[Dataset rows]

-------------------------

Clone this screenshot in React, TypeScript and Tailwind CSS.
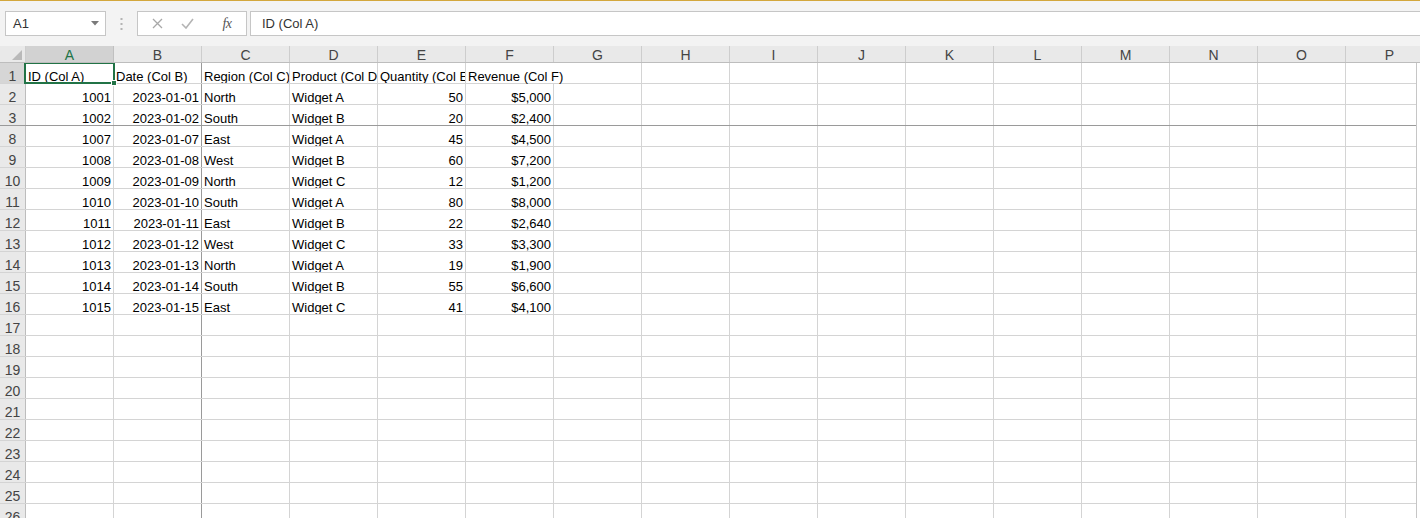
import React from "react";

type Cell = string | number;

const COLS = ["A", "B", "C", "D", "E", "F", "G", "H", "I", "J", "K", "L", "M", "N", "O", "P"];

const ROWS: { n: number; cells: Cell[] }[] = [
  { n: 1, cells: ["ID (Col A)", "Date (Col B)", "Region (Col C)", "Product (Col D)", "Quantity (Col E)", "Revenue (Col F)"] },
  { n: 2, cells: [1001, "2023-01-01", "North", "Widget A", 50, "$5,000"] },
  { n: 3, cells: [1002, "2023-01-02", "South", "Widget B", 20, "$2,400"] },
  { n: 8, cells: [1007, "2023-01-07", "East", "Widget A", 45, "$4,500"] },
  { n: 9, cells: [1008, "2023-01-08", "West", "Widget B", 60, "$7,200"] },
  { n: 10, cells: [1009, "2023-01-09", "North", "Widget C", 12, "$1,200"] },
  { n: 11, cells: [1010, "2023-01-10", "South", "Widget A", 80, "$8,000"] },
  { n: 12, cells: [1011, "2023-01-11", "East", "Widget B", 22, "$2,640"] },
  { n: 13, cells: [1012, "2023-01-12", "West", "Widget C", 33, "$3,300"] },
  { n: 14, cells: [1013, "2023-01-13", "North", "Widget A", 19, "$1,900"] },
  { n: 15, cells: [1014, "2023-01-14", "South", "Widget B", 55, "$6,600"] },
  { n: 16, cells: [1015, "2023-01-15", "East", "Widget C", 41, "$4,100"] },
  ...[17, 18, 19, 20, 21, 22, 23, 24, 25, 26].map((n) => ({ n, cells: [] as Cell[] })),
];

// columns whose data is right aligned (numbers, dates, money)
const RIGHT = [0, 1, 4, 5];

function FormulaBar() {
  return (
    <div className="h-[45px] bg-[#f3f3f3] flex items-start pt-[10px] pl-[5px]">
      {/* Name box */}
      <div className="w-[101px] h-[25px] bg-white border border-[#c6c6c6] flex items-center justify-between pl-[7px] pr-[6px]">
        <span className="text-[13px] text-[#333]">A1</span>
        <svg width="8" height="5" viewBox="0 0 8 5">
          <path d="M0 0 L8 0 L4 4.5 Z" fill="#7a7a7a" />
        </svg>
      </div>

      {/* splitter dots */}
      <div className="w-[31px] h-[25px] flex items-center justify-center">
        <svg width="3" height="12" viewBox="0 0 3 12">
          <rect x="0.5" y="0" width="2" height="2" fill="#b4b4b4" />
          <rect x="0.5" y="5" width="2" height="2" fill="#b4b4b4" />
          <rect x="0.5" y="10" width="2" height="2" fill="#b4b4b4" />
        </svg>
      </div>

      {/* cancel / enter / fx */}
      <div className="w-[110px] h-[25px] bg-white border border-[#c6c6c6] flex items-center">
        <div className="w-[36px] flex justify-center pl-[2px]">
          <svg width="11" height="11" viewBox="0 0 11 11">
            <path d="M1 1 L10 10 M10 1 L1 10" stroke="#a8a8a8" strokeWidth="1.3" />
          </svg>
        </div>
        <div className="w-[26px] flex justify-center">
          <svg width="13" height="11" viewBox="0 0 13 11">
            <path d="M1 6 L5 10 L12 1" stroke="#b4b4b4" strokeWidth="1.6" fill="none" />
          </svg>
        </div>
        <div className="flex-1 flex justify-center pl-[8px]">
          <span className="font-['Liberation_Serif',serif] italic text-[14px] text-[#555] tracking-[-0.5px]">fx</span>
        </div>
      </div>

      {/* formula input */}
      <div className="ml-[3px] flex-1 h-[25px] bg-white border border-[#c6c6c6] border-r-0 flex items-center pl-[11px]">
        <span className="text-[13px] text-[#333]">ID (Col A)</span>
      </div>
    </div>
  );
}

function ColumnHeaders() {
  return (
    <div className="h-[17px] flex bg-[#e9e9e9] border-b border-[#bdbdbd] overflow-hidden">
      <div className="w-[26px] shrink-0 border-r border-[#cdcdcd] relative">
        <svg className="absolute right-[3px] bottom-[2px]" width="10" height="10" viewBox="0 0 10 10">
          <path d="M10 0 L10 10 L0 10 Z" fill="#b9b9b9" />
        </svg>
      </div>
      {COLS.map((c, i) => (
        <div
          key={c}
          className={`w-[88px] shrink-0 border-r text-center text-[14px] leading-[18px] ${
            i === 0 ? "bg-[#d2d2d2] text-[#217346] border-[#c0c0c0]" : "text-[#444] border-[#cdcdcd]"
          }`}
        >
          {c}
        </div>
      ))}
    </div>
  );
}

function Row({ n, cells }: { n: number; cells: Cell[] }) {
  const isHeader = n === 1;
  const frozenBelow = n === 3;
  return (
    <div className={`h-[21px] flex border-b ${frozenBelow ? "border-[#9a9a9a]" : "border-[#d4d4d4]"}`}>
      <div
        className={`w-[26px] shrink-0 border-r border-[#bdbdbd] text-center text-[14px] text-[#444] leading-[27px] overflow-hidden ${
          isHeader ? "bg-[#d6d6d6]" : "bg-[#e9e9e9]"
        }`}
      >
        {n}
      </div>
      {COLS.map((c, i) => {
        const value = cells[i];
        const right = !isHeader && RIGHT.includes(i);
        const selected = isHeader && i === 0;
        const overflowRight = isHeader && i === 5;
        const frozenCol = i === 1;
        return (
          <div
            key={c}
            className={`w-[88px] shrink-0 border-r relative whitespace-nowrap text-[13px] text-black leading-[27px] px-[2px] ${
              frozenCol ? "border-[#9a9a9a]" : overflowRight ? "border-transparent" : "border-[#d4d4d4]"
            } ${overflowRight || selected ? "overflow-visible" : "overflow-hidden"} ${right ? "text-right" : "text-left"}`}
          >
            <div className="h-[20px] overflow-visible">{value}</div>
            {selected && (
              <div className="absolute z-10 -left-[2px] -top-[1px] w-[91px] h-[22px] border-2 border-[#217346]">
                <div className="absolute -right-[4px] -bottom-[4px] w-[6px] h-[6px] bg-[#217346] border border-white" />
              </div>
            )}
          </div>
        );
      })}
    </div>
  );
}

export default function App() {
  return (
    <div className="w-[1420px] h-[518px] overflow-hidden bg-white font-['Liberation_Sans',Arial,sans-serif]">
      <div className="h-[1px] bg-[#d3a73c]" />
      <FormulaBar />
      <ColumnHeaders />
      <div className="w-[1417px] border-r border-[#c6c6c6] overflow-hidden">
        {ROWS.map((r) => (
          <Row key={r.n} n={r.n} cells={r.cells} />
        ))}
      </div>
    </div>
  );
}
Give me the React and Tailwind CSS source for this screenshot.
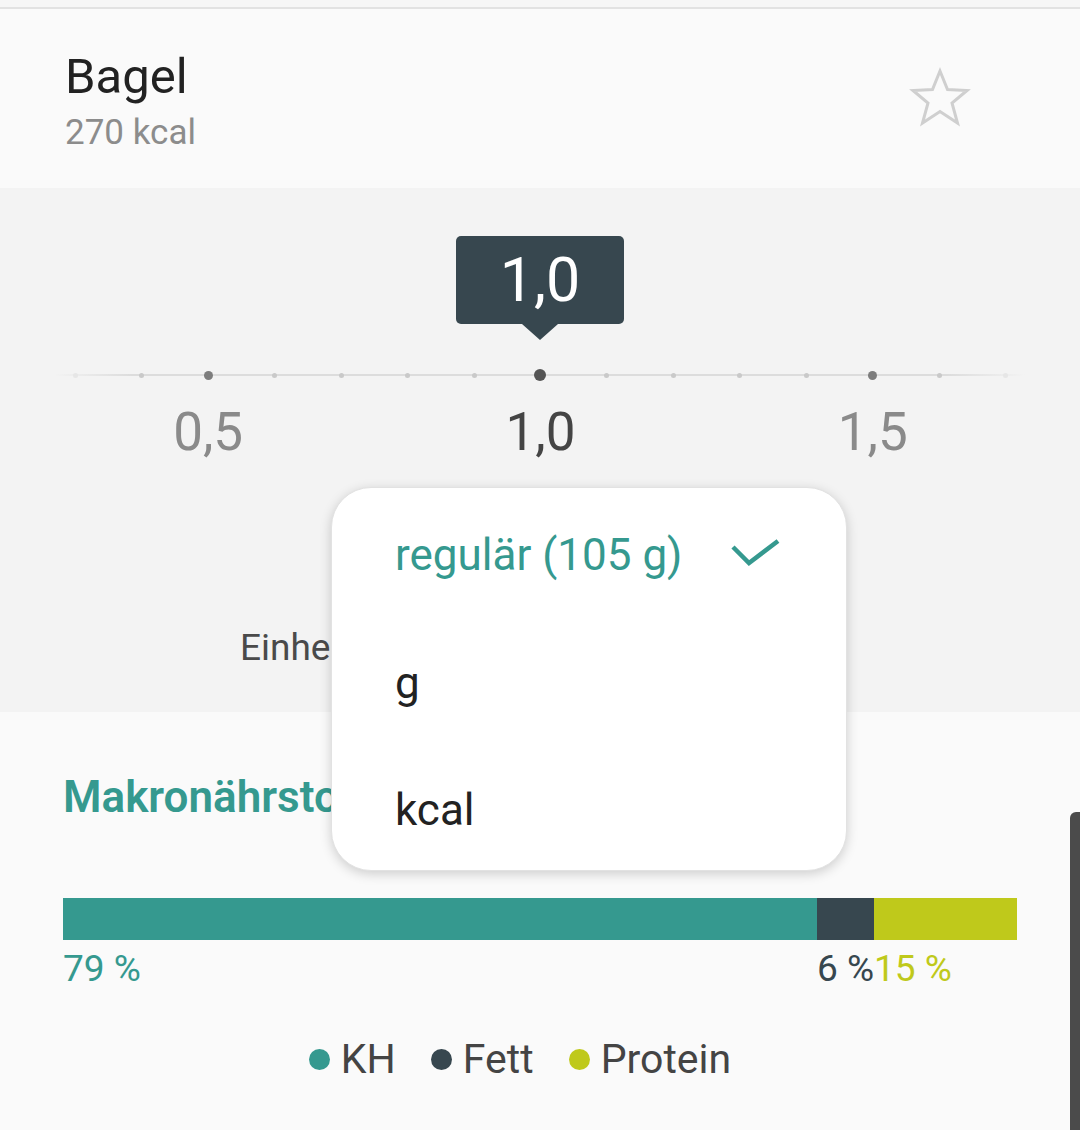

-------------------------

▸ **AIM**
In the copy, include no pictures; restate the listing above exactly.

▸ **COMPLETE RESPONSE**
Clone this screenshot in React, TypeScript and Tailwind CSS.
import React from "react";

type Cell = string | number;

const COLS = ["A", "B", "C", "D", "E", "F", "G", "H", "I", "J", "K", "L", "M", "N", "O", "P"];

const ROWS: { n: number; cells: Cell[] }[] = [
  { n: 1, cells: ["ID (Col A)", "Date (Col B)", "Region (Col C)", "Product (Col D)", "Quantity (Col E)", "Revenue (Col F)"] },
  { n: 2, cells: [1001, "2023-01-01", "North", "Widget A", 50, "$5,000"] },
  { n: 3, cells: [1002, "2023-01-02", "South", "Widget B", 20, "$2,400"] },
  { n: 8, cells: [1007, "2023-01-07", "East", "Widget A", 45, "$4,500"] },
  { n: 9, cells: [1008, "2023-01-08", "West", "Widget B", 60, "$7,200"] },
  { n: 10, cells: [1009, "2023-01-09", "North", "Widget C", 12, "$1,200"] },
  { n: 11, cells: [1010, "2023-01-10", "South", "Widget A", 80, "$8,000"] },
  { n: 12, cells: [1011, "2023-01-11", "East", "Widget B", 22, "$2,640"] },
  { n: 13, cells: [1012, "2023-01-12", "West", "Widget C", 33, "$3,300"] },
  { n: 14, cells: [1013, "2023-01-13", "North", "Widget A", 19, "$1,900"] },
  { n: 15, cells: [1014, "2023-01-14", "South", "Widget B", 55, "$6,600"] },
  { n: 16, cells: [1015, "2023-01-15", "East", "Widget C", 41, "$4,100"] },
  ...[17, 18, 19, 20, 21, 22, 23, 24, 25, 26].map((n) => ({ n, cells: [] as Cell[] })),
];

// columns whose data is right aligned (numbers, dates, money)
const RIGHT = [0, 1, 4, 5];

function FormulaBar() {
  return (
    <div className="h-[45px] bg-[#f3f3f3] flex items-start pt-[10px] pl-[5px]">
      {/* Name box */}
      <div className="w-[101px] h-[25px] bg-white border border-[#c6c6c6] flex items-center justify-between pl-[7px] pr-[6px]">
        <span className="text-[13px] text-[#333]">A1</span>
        <svg width="8" height="5" viewBox="0 0 8 5">
          <path d="M0 0 L8 0 L4 4.5 Z" fill="#7a7a7a" />
        </svg>
      </div>

      {/* splitter dots */}
      <div className="w-[31px] h-[25px] flex items-center justify-center">
        <svg width="3" height="12" viewBox="0 0 3 12">
          <rect x="0.5" y="0" width="2" height="2" fill="#b4b4b4" />
          <rect x="0.5" y="5" width="2" height="2" fill="#b4b4b4" />
          <rect x="0.5" y="10" width="2" height="2" fill="#b4b4b4" />
        </svg>
      </div>

      {/* cancel / enter / fx */}
      <div className="w-[110px] h-[25px] bg-white border border-[#c6c6c6] flex items-center">
        <div className="w-[36px] flex justify-center pl-[2px]">
          <svg width="11" height="11" viewBox="0 0 11 11">
            <path d="M1 1 L10 10 M10 1 L1 10" stroke="#a8a8a8" strokeWidth="1.3" />
          </svg>
        </div>
        <div className="w-[26px] flex justify-center">
          <svg width="13" height="11" viewBox="0 0 13 11">
            <path d="M1 6 L5 10 L12 1" stroke="#b4b4b4" strokeWidth="1.6" fill="none" />
          </svg>
        </div>
        <div className="flex-1 flex justify-center pl-[8px]">
          <span className="font-['Liberation_Serif',serif] italic text-[14px] text-[#555] tracking-[-0.5px]">fx</span>
        </div>
      </div>

      {/* formula input */}
      <div className="ml-[3px] flex-1 h-[25px] bg-white border border-[#c6c6c6] border-r-0 flex items-center pl-[11px]">
        <span className="text-[13px] text-[#333]">ID (Col A)</span>
      </div>
    </div>
  );
}

function ColumnHeaders() {
  return (
    <div className="h-[17px] flex bg-[#e9e9e9] border-b border-[#bdbdbd] overflow-hidden">
      <div className="w-[26px] shrink-0 border-r border-[#cdcdcd] relative">
        <svg className="absolute right-[3px] bottom-[2px]" width="10" height="10" viewBox="0 0 10 10">
          <path d="M10 0 L10 10 L0 10 Z" fill="#b9b9b9" />
        </svg>
      </div>
      {COLS.map((c, i) => (
        <div
          key={c}
          className={`w-[88px] shrink-0 border-r text-center text-[14px] leading-[18px] ${
            i === 0 ? "bg-[#d2d2d2] text-[#217346] border-[#c0c0c0]" : "text-[#444] border-[#cdcdcd]"
          }`}
        >
          {c}
        </div>
      ))}
    </div>
  );
}

function Row({ n, cells }: { n: number; cells: Cell[] }) {
  const isHeader = n === 1;
  const frozenBelow = n === 3;
  return (
    <div className={`h-[21px] flex border-b ${frozenBelow ? "border-[#9a9a9a]" : "border-[#d4d4d4]"}`}>
      <div
        className={`w-[26px] shrink-0 border-r border-[#bdbdbd] text-center text-[14px] text-[#444] leading-[27px] overflow-hidden ${
          isHeader ? "bg-[#d6d6d6]" : "bg-[#e9e9e9]"
        }`}
      >
        {n}
      </div>
      {COLS.map((c, i) => {
        const value = cells[i];
        const right = !isHeader && RIGHT.includes(i);
        const selected = isHeader && i === 0;
        const overflowRight = isHeader && i === 5;
        const frozenCol = i === 1;
        return (
          <div
            key={c}
            className={`w-[88px] shrink-0 border-r relative whitespace-nowrap text-[13px] text-black leading-[27px] px-[2px] ${
              frozenCol ? "border-[#9a9a9a]" : overflowRight ? "border-transparent" : "border-[#d4d4d4]"
            } ${overflowRight || selected ? "overflow-visible" : "overflow-hidden"} ${right ? "text-right" : "text-left"}`}
          >
            <div className="h-[20px] overflow-visible">{value}</div>
            {selected && (
              <div className="absolute z-10 -left-[2px] -top-[1px] w-[91px] h-[22px] border-2 border-[#217346]">
                <div className="absolute -right-[4px] -bottom-[4px] w-[6px] h-[6px] bg-[#217346] border border-white" />
              </div>
            )}
          </div>
        );
      })}
    </div>
  );
}

export default function App() {
  return (
    <div className="w-[1420px] h-[518px] overflow-hidden bg-white font-['Liberation_Sans',Arial,sans-serif]">
      <div className="h-[1px] bg-[#d3a73c]" />
      <FormulaBar />
      <ColumnHeaders />
      <div className="w-[1417px] border-r border-[#c6c6c6] overflow-hidden">
        {ROWS.map((r) => (
          <Row key={r.n} n={r.n} cells={r.cells} />
        ))}
      </div>
    </div>
  );
}
Give me the React and Tailwind CSS source for this screenshot.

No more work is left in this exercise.